Appeal from a judgment of the Supreme Court, Monroe County (David M. Barry, J.), entered January 16, 2009 in a proceeding pursuant to CPLR article 78. The judgment dismissed the petition.
It is hereby ordered that the judgment so appealed from is unanimously affirmed without costs.
Memorandum: Supreme Court properly dismissed the petition, pursuant to which petitioner challenged the denial by the New York State Division of Parole (Board) of his request for parole release. Because the Board properly considered the relevant statutory factors (see Executive Law § 259-i [2] [c] [A]) and there has been no “showing of irrationality bordering on impropriety” (Matter of Russo v New York State Bd. of Parole, 50 NY2d 69, 77 [1980]), there is no basis for disturbing the determination of the Board (see Matter of Pearl v New York State Div. of Parole, 25 AD3d 1058 [2006]; Matter of Romer v Dennison, 24 AD3d 866, 867-868 [2005], lv denied 6 NY3d 706 [2006]).
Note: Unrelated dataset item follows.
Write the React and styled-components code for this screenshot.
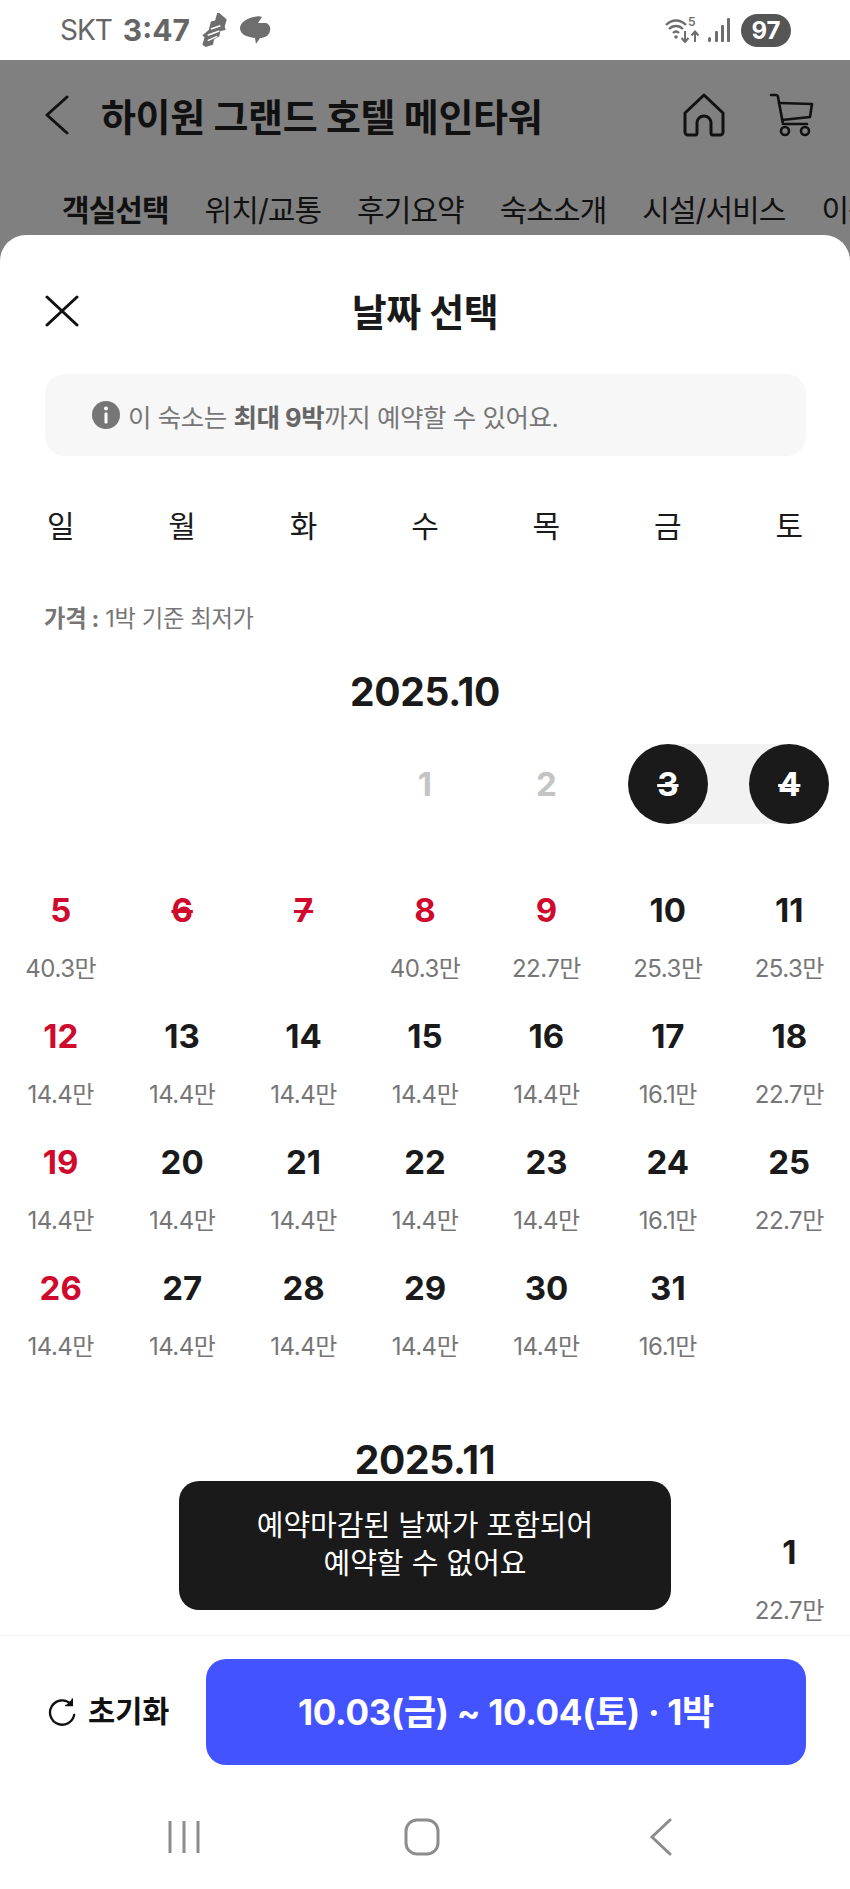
import React from "react";
import styled, { createGlobalStyle, css } from "styled-components";

const FONT = `Inter, "Noto Sans CJK KR", "Noto Sans", sans-serif`;

const GlobalStyle = createGlobalStyle`
  html, body {
    margin: 0;
    padding: 0;
    background: #fff;
  }
  * {
    box-sizing: border-box;
  }
  body {
    font-family: ${FONT};
    color: #1a1a1a;
  }
`;

const WEEKDAYS = ["일", "월", "화", "수", "목", "금", "토"];
const TABS = ["객실선택", "위치/교통", "후기요약", "숙소소개", "시설/서비스", "이용안내"];

const OCTOBER = [
  null,
  null,
  null,
  { day: 1, tone: "muted" },
  { day: 2, tone: "muted" },
  { day: 3, selected: "start", closed: true },
  { day: 4, selected: "end", closed: true },
  { day: 5, tone: "red", price: "40.3만" },
  { day: 6, tone: "red", closed: true },
  { day: 7, tone: "red", closed: true },
  { day: 8, tone: "red", price: "40.3만" },
  { day: 9, tone: "red", price: "22.7만" },
  { day: 10, price: "25.3만" },
  { day: 11, price: "25.3만" },
  { day: 12, tone: "red", price: "14.4만" },
  { day: 13, price: "14.4만" },
  { day: 14, price: "14.4만" },
  { day: 15, price: "14.4만" },
  { day: 16, price: "14.4만" },
  { day: 17, price: "16.1만" },
  { day: 18, price: "22.7만" },
  { day: 19, tone: "red", price: "14.4만" },
  { day: 20, price: "14.4만" },
  { day: 21, price: "14.4만" },
  { day: 22, price: "14.4만" },
  { day: 23, price: "14.4만" },
  { day: 24, price: "16.1만" },
  { day: 25, price: "22.7만" },
  { day: 26, tone: "red", price: "14.4만" },
  { day: 27, price: "14.4만" },
  { day: 28, price: "14.4만" },
  { day: 29, price: "14.4만" },
  { day: 30, price: "14.4만" },
  { day: 31, price: "16.1만" },
];

const NOVEMBER = [null, null, null, null, null, null, { day: 1, price: "22.7만" }];

export default function App() {
  const renderMonth = (title, days) => (
    <Month key={title}>
      <MonthTitle>{title}</MonthTitle>
      <DayGrid>
        {days.map((item, index) =>
          item ? (
            <DayCell key={item.day} range={item.selected}>
              <DayNumber tone={item.tone} selected={!!item.selected} closed={item.closed}>
                {item.day}
              </DayNumber>
              {item.price && <Price>{item.price}</Price>}
            </DayCell>
          ) : (
            <DayCell key={`empty-${index}`} />
          )
        )}
      </DayGrid>
    </Month>
  );

  return (
    <>
      <GlobalStyle />
      <Page>
        <StatusBar>
          <StatusLeft>
            <Carrier>SKT</Carrier>
            <Clock>3:47</Clock>
            <svg width="30" height="36" viewBox="0 0 28 34" fill="none">
              <path d="M20 1l7 6-2 7 1 3-5 1-1 5-5 3-1 5-7 2-3-2 2-7-2-2 6-5 2-8 4-1 2-7z" fill="#6e6e6e" />
              <path d="M9 27l9-4M9 22l11-4M12 16l9-3" stroke="#fff" strokeWidth="1.400" />
            </svg>
            <svg width="35" height="30" viewBox="-4 0 35 30">
              <path
                d="M14 2c3-1 6-1 8 0l-4 6h8c3 1 5 4 4 8-1 5-6 7-10 7-1 2-3 4-4 6l-1-6C6 22 0 19 0 13 0 8 7 3 14 2z"
                fill="#6e6e6e"
              />
            </svg>
          </StatusLeft>
          <StatusRight>
            <svg width="36" height="30" viewBox="0 0 36 30" fill="none" stroke="#6e6e6e" strokeWidth="2.400">
              <path d="M1 10c6-6 14-6 20 0M4 14c4-4 10-4 14 0M8 18c2-2 4-2 6 0" />
              <circle cx="11" cy="22" r="1.800" fill="#6e6e6e" stroke="none" />
              <path d="M20 16v11M16.500 23l3.500 4 3.500-4M30 27v-10M26.500 20.500l3.500-4 3.500 4" strokeWidth="2" />
              <text x="23" y="11" fontSize="12" fontWeight="600" fill="#6e6e6e" stroke="none" fontFamily="Inter">
                5
              </text>
            </svg>
            <svg width="24" height="28" viewBox="0 0 24 28" fill="#6e6e6e">
              <rect x="1" y="21" width="3" height="5" rx="1.500" />
              <rect x="8" y="15" width="3" height="11" rx="1" />
              <rect x="14" y="9" width="3" height="17" rx="1" />
              <rect x="20" y="2" width="3" height="24" rx="1" />
            </svg>
            <Battery>97</Battery>
          </StatusRight>
        </StatusBar>

        <DimmedHeader>
          <HotelBar>
            <HotelLeft>
              <svg width="26" height="40" viewBox="0 0 26 40" fill="none" stroke="#111" strokeWidth="3" strokeLinecap="round" strokeLinejoin="round">
                <path d="M23 2L3 20l20 18" />
              </svg>
              <HotelName>하이원 그랜드 호텔 메인타워</HotelName>
            </HotelLeft>
            <HotelActions>
              <svg width="42" height="44" viewBox="0 0 42 44" fill="none" stroke="#111" strokeWidth="3" strokeLinejoin="round" strokeLinecap="round">
                <path d="M21 2L2 20v19a3 3 0 003 3h7a2 2 0 002-2V30a7 7 0 0114 0v10a2 2 0 002 2h7a3 3 0 003-3V20L21 2z" />
              </svg>
              <svg width="46" height="44" viewBox="0 0 46 44" fill="none" stroke="#111" strokeWidth="2.600" strokeLinejoin="round" strokeLinecap="round">
                <path d="M2 2h5c1 0 2 1 2 2l5 27h24" />
                <path d="M10 10l33 1-2 13-28 3" />
                <circle cx="16" cy="38" r="4" />
                <circle cx="36" cy="38" r="4" />
              </svg>
            </HotelActions>
          </HotelBar>
          <Tabs>
            {TABS.map((tab, index) => (
              <Tab key={tab} active={index === 0}>
                {tab}
              </Tab>
            ))}
          </Tabs>
        </DimmedHeader>

        <Sheet>
          <SheetScroll>
            <SheetHeader>
              <CloseButton>
                <svg width="34" height="32" viewBox="0 0 34 32" fill="none" stroke="#111" strokeWidth="3" strokeLinecap="round">
                  <path d="M2 2l30 28M32 2L2 30" />
                </svg>
              </CloseButton>
              <SheetTitle>날짜 선택</SheetTitle>
            </SheetHeader>

            <InfoBox>
              <svg width="30" height="30" viewBox="0 0 30 30">
                <circle cx="15" cy="15" r="14" fill="#767676" />
                <circle cx="15" cy="8.500" r="2" fill="#fff" />
                <rect x="13.500" y="12.500" width="3" height="11" rx="1" fill="#fff" />
              </svg>
              <InfoText>
                이 숙소는 <strong>최대 9박</strong>까지 예약할 수 있어요.
              </InfoText>
            </InfoBox>

            <WeekRow>
              {WEEKDAYS.map((day) => (
                <WeekDay key={day}>{day}</WeekDay>
              ))}
            </WeekRow>

            <PriceNote>
              <strong>가격 :</strong> 1박 기준 최저가
            </PriceNote>

            {renderMonth("2025.10", OCTOBER)}
            {renderMonth("2025.11", NOVEMBER)}
          </SheetScroll>

          <Toast>
            예약마감된 날짜가 포함되어
            <br />
            예약할 수 없어요
          </Toast>

          <Footer>
            <ResetButton>
              <svg width="30" height="30" viewBox="0 0 32 32" fill="none" stroke="#111" strokeWidth="2.500" strokeLinecap="round">
                <path d="M25 7a13 13 0 10 4 12" />
                <path d="M27 2v7h-7" fill="#111" strokeWidth="1.500" />
              </svg>
              <ResetLabel>초기화</ResetLabel>
            </ResetButton>
            <ConfirmButton>
              <ConfirmLabel>10.03(금) ~ 10.04(토) · 1박</ConfirmLabel>
            </ConfirmButton>
          </Footer>

          <NavBar>
            <svg width="34" height="36" viewBox="0 0 34 36" fill="none" stroke="#8c8c8c" strokeWidth="3">
              <path d="M3 2v32M17 2v32M31 2v32" />
            </svg>
            <svg width="36" height="38" viewBox="0 0 36 38" fill="none" stroke="#8c8c8c" strokeWidth="3">
              <rect x="2" y="2" width="32" height="34" rx="11" />
            </svg>
            <svg width="24" height="38" viewBox="0 0 24 38" fill="none" stroke="#8c8c8c" strokeWidth="3" strokeLinecap="round">
              <path d="M21 2L3 19l18 17" />
            </svg>
          </NavBar>
        </Sheet>
      </Page>
    </>
  );
}

const Page = styled.div`
  display: flex;
  flex-direction: column;
  width: 850px;
  height: 1889px;
  overflow: hidden;
  background: #808080;
`;

const StatusBar = styled.div`
  display: flex;
  align-items: center;
  justify-content: space-between;
  height: 60px;
  padding: 13px 59px 13px 60px;
  background: #fff;
  color: #666;
`;

const StatusLeft = styled.div`
  display: flex;
  align-items: center;
  gap: 8px;
`;

const Carrier = styled.span`
  margin-right: 3px;
  font-size: 28px;
  letter-spacing: -1px;
`;

const Clock = styled.span`
  margin-right: 0;
  font-size: 30px;
  font-weight: 700;
`;

const StatusRight = styled.div`
  display: flex;
  align-items: center;
  gap: 6px;
`;

const Battery = styled.span`
  display: flex;
  align-items: center;
  justify-content: center;
  width: 50px;
  height: 33px;
  margin-left: 4px;
  border-radius: 17px;
  background: #555;
  color: #fff;
  font-size: 24px;
  font-weight: 700;
`;

const DimmedHeader = styled.div`
  display: flex;
  flex-direction: column;
  height: 175px;
  flex-shrink: 0;
  color: #111;
`;

const HotelBar = styled.div`
  display: flex;
  align-items: center;
  justify-content: space-between;
  height: 110px;
  padding: 0 35px 0 44px;
`;

const HotelLeft = styled.div`
  display: flex;
  align-items: center;
  gap: 31px;
`;

const HotelName = styled.h1`
  margin: -2px 0 0;
  font-size: 38px;
  font-weight: 700;
  letter-spacing: -0.350px;
`;

const HotelActions = styled.div`
  display: flex;
  align-items: center;
  gap: 44px;
`;

const Tabs = styled.div`
  display: flex;
  gap: 36px;
  padding: 18px 0 0 62px;
  white-space: nowrap;
`;

const Tab = styled.span`
  font-size: 30px;
  line-height: 44px;
  letter-spacing: -0.950px;
  font-weight: ${(props) => (props.active ? 700 : 400)};
`;

const Sheet = styled.div`
  position: relative;
  display: flex;
  flex: 1;
  min-height: 0;
  flex-direction: column;
  border-radius: 26px 26px 0 0;
  background: #fff;
`;

const SheetScroll = styled.div`
  flex: 1;
  min-height: 0;
  overflow: hidden;
  padding-top: 46px;
`;

const SheetHeader = styled.div`
  position: relative;
  display: flex;
  align-items: center;
  justify-content: center;
  height: 60px;
`;

const CloseButton = styled.div`
  position: absolute;
  top: 14px;
  left: 45px;
  display: flex;
`;

const SheetTitle = styled.h2`
  margin: -4px 0 0;
  font-size: 38px;
  font-weight: 700;
  letter-spacing: -0.500px;
`;

const InfoBox = styled.div`
  display: flex;
  align-items: center;
  gap: 7px;
  height: 82px;
  margin: 33px 44px 0 45px;
  padding-left: 46px;
  border-radius: 20px;
  background: #f7f7f7;
`;

const InfoText = styled.p`
  margin: 0;
  color: #767676;
  font-size: 25.500px;
  letter-spacing: -0.450px;
  strong {
    color: #666;
    font-weight: 700;
  }
`;

const WeekRow = styled.div`
  display: grid;
  grid-template-columns: repeat(7, 1fr);
  height: 50px;
  margin-top: 45px;
`;

const WeekDay = styled.span`
  font-size: 30px;
  line-height: 50px;
  text-align: center;
`;

const PriceNote = styled.p`
  height: 30px;
  margin: 53px 0 0 44px;
  color: #767676;
  font-size: 23.300px;
  line-height: 30px;
  letter-spacing: -0.300px;
  strong {
    font-weight: 700;
  }
`;

const Month = styled.section`
  margin-top: 33px;
  & + & {
    margin-top: 61px;
  }
`;

const MonthTitle = styled.h3`
  height: 50px;
  margin: 0 0 27px;
  font-size: 39px;
  font-weight: 700;
  line-height: 50px;
  letter-spacing: -0.300px;
  text-align: center;
`;

const DayGrid = styled.div`
  display: grid;
  grid-template-columns: repeat(7, 1fr);
  grid-auto-rows: 126px;
`;

const DayCell = styled.div`
  position: relative;
  display: flex;
  flex-direction: column;
  align-items: center;
  ${(props) =>
    props.range &&
    css`
      &::before {
        content: "";
        position: absolute;
        top: 0;
        left: ${props.range === "start" ? "50%" : "0"};
        right: ${props.range === "start" ? "0" : "50%"};
        height: 80px;
        background: #f2f2f2;
      }
    `}
`;

const TONES = {
  red: "#cf0a2c",
  muted: "#c4c4c4",
};

const DayNumber = styled.span`
  position: relative;
  display: flex;
  align-items: center;
  justify-content: center;
  width: 80px;
  height: 80px;
  border-radius: 50%;
  font-size: 33px;
  font-weight: 700;
  color: ${(props) => (props.selected ? "#fff" : TONES[props.tone] || "#1a1a1a")};
  background: ${(props) => (props.selected ? "#1a1a1a" : "transparent")};
  text-decoration: ${(props) => (props.closed ? "line-through" : "none")};
`;

const Price = styled.span`
  margin-top: 4px;
  color: #767676;
  font-size: 24px;
  line-height: 30px;
  letter-spacing: -0.500px;
`;

const Toast = styled.div`
  position: absolute;
  top: 1246px;
  left: 179px;
  width: 492px;
  height: 129px;
  padding-top: 26px;
  border-radius: 20px;
  background: #1a1a1a;
  color: #fff;
  font-size: 29px;
  line-height: 38px;
  text-align: center;
`;

const Footer = styled.div`
  display: flex;
  align-items: center;
  justify-content: space-between;
  height: 153px;
  padding: 0 44px 0 47px;
  border-top: 1px solid #f2f2f2;
  background: #fff;
`;

const ResetButton = styled.div`
  display: flex;
  align-items: center;
  gap: 11px;
  color: #111;
`;

const ResetLabel = styled.span`
  margin-top: -6px;
  font-size: 29.500px;
  font-weight: 700;
  white-space: nowrap;
`;

const ConfirmButton = styled.div`
  display: flex;
  align-items: center;
  justify-content: center;
  width: 600px;
  height: 106px;
  border-radius: 20px;
  background: #4353ff;
  color: #fff;
`;

const ConfirmLabel = styled.span`
  margin-top: -6px;
  font-size: 35px;
  font-weight: 700;
  letter-spacing: -0.300px;
`;

const NavBar = styled.div`
  display: grid;
  grid-template-columns: 237px 245px 24px;
  align-items: center;
  height: 101px;
  padding: 0 0 3px 167px;
  background: #fff;
`;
Contrary to the contention of petitioner, his challenges to the 1987 and 1994 determinations of the Board are time-barred inasmuch as the instant proceeding was not commenced within four months after those determinations became “final and binding upon the petitioner” (CPLR 217 [1]), i.e., when he *1339became “aggrieved” by them (Matter of Yarbough v Franco, 95 NY2d 342, 346 [2000]). We have considered petitioner’s remaining contentions and conclude that they are without merit. Present—Smith, J.P., Peradotto, Carni, Pine and Gorski, JJ.